Home as a piggy bank

The council says that by 2017, more than a quarter of a million retirees will consider downsizing and almost 60,000 will look into equity release.


And the likelihood of your property making up a substantial part of your retirement planning increases among younger age groups (who are less likely to have made alternative plans). So, for example, 93% of those between 18 and 24 expect to dip into the value of their home, and 73% of them listed it as one of the top three sources of income.


However, even among older age groups, the home is a vital part of their planning. Some 55% of those aged 55-64 plan to dip into it. For them the vast majority expect to downsize - at 39%, while 9% will opt for equity release.

The fact that younger people are more likely to dip into the value of their home - and more likely to consider equity release - means that an estimated 98,400 people will use this approach in 2056.

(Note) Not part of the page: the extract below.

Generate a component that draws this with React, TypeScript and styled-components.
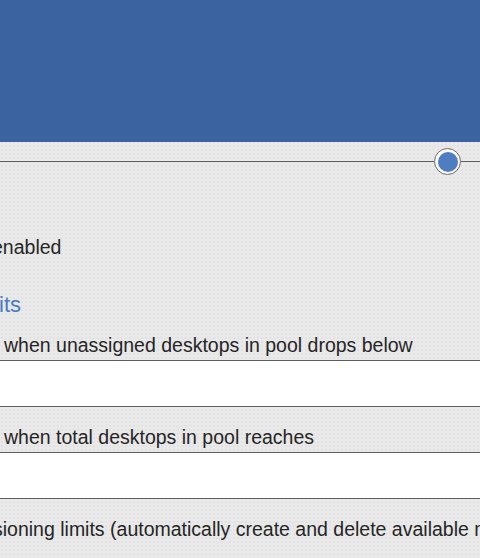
import React from "react";
import styled, { createGlobalStyle } from "styled-components";

const GlobalStyle = createGlobalStyle`
  html, body {
    margin: 0;
    padding: 0;
    width: 480px;
    height: 558px;
    overflow: hidden;
    background-color: #e9e9e9;
  }
  body {
    font-family: "Liberation Sans", Arial, sans-serif;
    color: #262626;
  }
`;

const Page = styled.div`
  width: 480px;
  height: 558px;
  overflow: hidden;
  display: flex;
  flex-direction: column;
  background-color: #e9e9e9;
  background-image: radial-gradient(circle, rgba(0, 0, 0, 0.03) 0.8px, transparent 1px);
  background-size: 4px 4px;
`;

const Header = styled.header`
  height: 142px;
  flex: none;
  background: #3a63a0;
`;

const SliderRow = styled.div`
  height: 39px;
  flex: none;
  display: flex;
  align-items: center;
`;

const Track = styled.div<{ $grow?: boolean; $w?: number }>`
  height: 1px;
  background: #5e5e5e;
  flex: ${(p) => (p.$grow ? "1" : "none")};
  width: ${(p) => (p.$w ? `${p.$w}px` : "auto")};
`;

const Handle = styled.div`
  width: 27px;
  height: 27px;
  box-sizing: border-box;
  border-radius: 50%;
  border: 1.5px solid #6a6a6a;
  background: #fafafa;
  display: flex;
  align-items: center;
  justify-content: center;
  flex: none;
`;

const HandleDot = styled.div`
  width: 20px;
  height: 20px;
  border-radius: 50%;
  background: #4f7ec0;
`;

const Content = styled.div`
  display: flex;
  flex-direction: column;
  padding-top: 54px;
`;

const Line = styled.div<{ $shift?: number; $mt?: number }>`
  font-size: 19.5px;
  line-height: 24px;
  height: 24px;
  white-space: nowrap;
  margin-left: ${(p) => p.$shift ?? 0}px;
  margin-top: ${(p) => p.$mt ?? 0}px;
  color: #262626;
`;

const SectionTitle = styled.div`
  font-size: 22px;
  line-height: 24px;
  height: 24px;
  white-space: nowrap;
  margin-left: -1px;
  margin-top: 34px;
  margin-bottom: 1px;
  color: #4a7bc3;
`;

const Field = styled.input`
  display: block;
  box-sizing: border-box;
  height: 47px;
  margin: 3px -10px 0 -10px;
  width: calc(100% + 20px);
  border: 1px solid #5e5e5e;
  background: #ffffff;
  outline: none;
  font: inherit;
  padding: 0 12px;
`;

export default function App() {
  return (
    <>
      <GlobalStyle />
      <Page>
        <Header />
        <SliderRow>
          <Track $grow />
          <Handle>
            <HandleDot />
          </Handle>
          <Track $w={19} />
        </SliderRow>
        <Content>
          <Line $shift={-8}>enabled</Line>
          <SectionTitle>its</SectionTitle>
          <Line $shift={4} $mt={15}>
            when unassigned desktops in pool drops below
          </Line>
          <Field type="text" />
          <Line $shift={4} $mt={18}>
            when total desktops in pool reaches
          </Line>
          <Field type="text" />
          <Line $shift={-7} $mt={18}>
            sioning limits (automatically create and delete available machines)
          </Line>
        </Content>
      </Page>
    </>
  );
}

Nigel Waterson, Chairman of The Equity Release Council, said: "This research clearly shows that more and more people are considering using their property as part of their retirement finances. This might mean choosing to downsize, rent a room out or use equity release - or any combination of the above."


Risks

Clearly, as the home remains by far the biggest asset we have, there will be those who have seriously unbalanced savings and assets, and it makes perfect sense to find a way to turn some of those assets into income in retirement.

However, there are some serious downsides. If you choose to downsize then you run a number of risks.

Clearly you are entirely dependent on property being priced high enough when you come to sell. A house price crash at the wrong time could mean you don't get the cash you were expecting.

Likewise, you may be over-estimating the gap in value between the property you own and the smaller property you have your eye on - particularly in areas where small properties are in big demand.

Finally, you won't have a chance to choose when you move and downsize, and your property decisions will be driven by something other than the right thing for you.

Equity release

Meanwhile, if you release equity you are eating into the value of your estate over time, which needs to be made clear to your family in order to avoid nasty surprises. You may also end up getting a relatively small return in exchange for the value of your property once you have paid the interest on the equity you are releasing.

It is therefore worth seeing an adviser long before you plan to retire, so you can weigh up all your potential sources of income, understand the implications of your choices, and stand a better chance of having the retirement and the income you want.